Donnerstag, 30. September 2010

Mach Männchen! Sitz! Fass! Tweet!

Seit Tagen macht bei Twitter die Behauptung die Runde, dass der Tagessatz für Nahrung bei Hartz-IV-Empfängern unterhalb des Tagessatzes eines Polizeihundes läge, der Langzeitarbeitslose dem Staat mithin also weniger wert sei als ein Deutscher Schäferhund.

Das stimmt offensichtlich nicht: Der Arbeitslose ist immerhin noch soviel wert wie zwei Hunde. Die Leute sind reihenweise darauf hereingefallen - ich leider auch. Habe mich ziemlich echauffiert und komme mir nun vor wie eben so ein Polizeihund, der auf Zuruf "fasst". Was sagt das nun aus? Über mich wenig.

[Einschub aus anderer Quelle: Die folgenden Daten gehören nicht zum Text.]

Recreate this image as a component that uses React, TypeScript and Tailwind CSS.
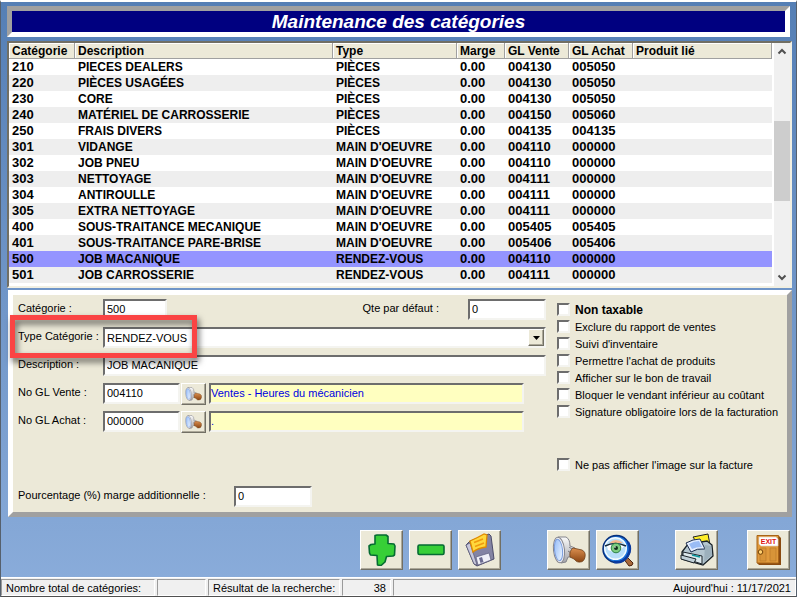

Über die gesellschaftliche Stimmung aber eine Menge.

Für mich persönlich nehme ich es als Signal, mich medienkompetenztechnisch wieder stärker am Riemen zu reißen: Behauptungen erstmal hinterfragen, Belege einfordern oder selbst suchen, Meldungen kritisch auf Wahrheitsgehalt abklopfen. Manchmal lässt man solche Dinge einfach schleifen, wenn man zu sehr in den Alltagstrott abgleitet; einfach, weil man gar nicht die Zeit hat, hinter jeder Nachricht herzurecherchieren.

Aber was kann man aus dieser Geschichte ganz allgemein schließen? Ganz einfach: Dass die Leute sich schlicht gar nicht mehr darüber wundern würden, wenn es denn so wäre.

Dass Hartz IV äußerst knapp bemessen ist, weiß jeder; und dass es zur Polizeihundeversorgung ein umfangreiches Regelwerk geben muss, davon geht man in Deutschland einfach aus. Vermutlich haben die Köter sogar Pensionsansprüche. Also glaubt man es zunächst unbesehen, dass den treuen Vierbeinern mehr Geld zugebilligt wird als Langzeitarbeitslosen.

Da wird lang und breit herumdiskutiert, ob Hartz-IV-Empfänger ein "Anrecht" auf Alkohol und Tabak hätten. Über die geballte Hinterfotzigkeit dieser zur "Gesellschaftsdebatte" hochgesexten Frage habe ich mich ja bereits ausgelassen; nun fällt mir auf, das einzelne Beiträge zu dieser Diskussion  in demselben Duktus abgefasst waren, in dem man darüber sinnieren würde, ob man Hunde auch nur mit Essensresten füttern kann.

Schließlich wurden die eher gefühlsmäßigen Reaktionen auf die betreffende Twitternachricht auch noch durch den Tonfall gestützt, der hierzulande gegenüber Hartz-IV-Empfängern längst salonfähig geworden ist. Wie ernähren wir unsere Arbeitslosen am besten? Was brauchen sie, um fit zu bleiben und ein glänzendes Fell zu behalten? Und brauchen sie das überhaupt? Und so weiter. Wen sollte es da überraschen, wenn Arbeitslose sozialpolitisch offiziell noch unter Hunden rangieren würden?

Insofern war dieser Hoax sicher heilsam. Und so ganz verkehrt war er auch nicht: Denn auch wenn das Arbeitsministerium Hartz-IV-Empfänger ernährungstechnisch nicht unter-, sondern oberhalb von Hunden ansiedelt - weit oberhalb ist es nicht.